■ Dataset excerpt:
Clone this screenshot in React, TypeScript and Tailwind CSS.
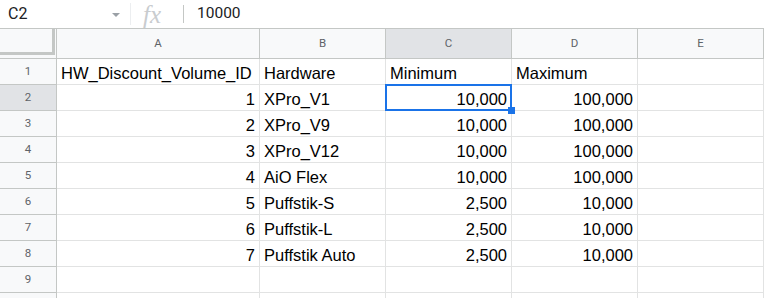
import React from 'react';

const cols = [
  { key: 'A', w: 'w-[203px]' },
  { key: 'B', w: 'w-[126px]' },
  { key: 'C', w: 'w-[126px]' },
  { key: 'D', w: 'w-[126px]' },
  { key: 'E', w: 'w-[126px]' },
];

type Cell = { v: string; num?: boolean };

const rows: Cell[][] = [
  [{ v: 'HW_Discount_Volume_ID' }, { v: 'Hardware' }, { v: 'Minimum' }, { v: 'Maximum' }, { v: '' }],
  [{ v: '1', num: true }, { v: 'XPro_V1' }, { v: '10,000', num: true }, { v: '100,000', num: true }, { v: '' }],
  [{ v: '2', num: true }, { v: 'XPro_V9' }, { v: '10,000', num: true }, { v: '100,000', num: true }, { v: '' }],
  [{ v: '3', num: true }, { v: 'XPro_V12' }, { v: '10,000', num: true }, { v: '100,000', num: true }, { v: '' }],
  [{ v: '4', num: true }, { v: 'AiO Flex' }, { v: '10,000', num: true }, { v: '100,000', num: true }, { v: '' }],
  [{ v: '5', num: true }, { v: 'Puffstik-S' }, { v: '2,500', num: true }, { v: '10,000', num: true }, { v: '' }],
  [{ v: '6', num: true }, { v: 'Puffstik-L' }, { v: '2,500', num: true }, { v: '10,000', num: true }, { v: '' }],
  [{ v: '7', num: true }, { v: 'Puffstik Auto' }, { v: '2,500', num: true }, { v: '10,000', num: true }, { v: '' }],
  [{ v: '' }, { v: '' }, { v: '' }, { v: '' }, { v: '' }],
  [{ v: '' }, { v: '' }, { v: '' }, { v: '' }, { v: '' }],
];

function FormulaBar() {
  return (
    <div className="flex h-[29px] items-center border-b border-[#c4c7c5] bg-white font-['Roboto',sans-serif] text-[#202124]">
      <div className="flex w-[130px] items-center pl-[8px] pr-[10px]">
        <span className="flex-1 text-[16px]">C2</span>
        <svg width="8" height="4" viewBox="0 0 8 4" className="mt-[2px]">
          <path d="M0 0 L8 0 L4 4 Z" fill="#9aa0a6" />
        </svg>
      </div>
      <div className="h-[22px] w-px bg-[#eceef0]" />
      <span className="ml-[12px] w-[28px] font-['Liberation_Serif',serif] text-[25px] italic leading-none text-[#c9cccf]">
        fx
      </span>
      <div className="ml-[12px] h-[18px] w-px bg-[#c4c7c5]" />
      <span className="ml-[13px] text-[15.5px]">10000</span>
    </div>
  );
}

function HeaderRow() {
  return (
    <div className="flex h-[30px] border-b border-[#c4c7c5] bg-[#f8f9fa] font-['Roboto',sans-serif] text-[11.5px] text-[#5f6368]">
      <div className="w-[57px] border-r border-[#c4c7c5]">
        <div className="h-[26px] w-[55px] border-b-[3px] border-r-[3px] border-[#c4c7c5]" />
      </div>
      {cols.map(c => (
        <div
          key={c.key}
          className={`${c.w} flex items-center justify-center border-r border-[#c4c7c5] ${c.key === 'C' ? 'bg-[#e1e3e6]' : ''}`}
        >
          {c.key}
        </div>
      ))}
    </div>
  );
}

export default function App() {
  return (
    <div className="h-[298px] w-[764px] overflow-hidden bg-white">
      <FormulaBar />
      <HeaderRow />
      {rows.map((row, ri) => {
        const selRow = ri === 1;
        return (
          <div key={ri} className="flex h-[26px]">
            <div
              className={`flex w-[57px] items-center justify-center border-b border-r border-[#c4c7c5] font-['Roboto',sans-serif] text-[11.5px] text-[#5f6368] ${selRow ? 'bg-[#e1e3e6]' : 'bg-[#f8f9fa]'}`}
            >
              {ri < 9 ? ri + 1 : ''}
            </div>
            {row.map((cell, ci) => {
              const selected = selRow && ci === 2;
              return (
                <div
                  key={ci}
                  className={`${cols[ci].w} relative flex items-end border-b border-r border-[#e2e3e3] px-[4px] pb-[1px] font-['Liberation_Sans',Arial,sans-serif] text-[16.5px] leading-[20px] text-black ${cell.num ? 'justify-end' : 'justify-start'} ${selected ? 'z-10' : ''}`}
                >
                  <span className="whitespace-nowrap">{cell.v}</span>
                  {selected && (
                    <>
                      <div className="pointer-events-none absolute -left-px -top-px bottom-[-1px] right-[-1px] border-2 border-[#1a73e8]" />
                      <div className="absolute bottom-[-4px] right-[-4px] h-[7px] w-[7px] bg-[#1a73e8]" />
                    </>
                  )}
                </div>
              );
            })}
          </div>
        );
      })}
    </div>
  );
}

■ What you should do: Every line from the start of the listing above through the line with "string; num?: boolean" should be repeated exactly; skip the pictures and add nothing else.

■ Exercise result:
Clone this screenshot in React, TypeScript and Tailwind CSS.
import React from 'react';

const cols = [
  { key: 'A', w: 'w-[203px]' },
  { key: 'B', w: 'w-[126px]' },
  { key: 'C', w: 'w-[126px]' },
  { key: 'D', w: 'w-[126px]' },
  { key: 'E', w: 'w-[126px]' },
];

type Cell = { v: string; num?: boolean };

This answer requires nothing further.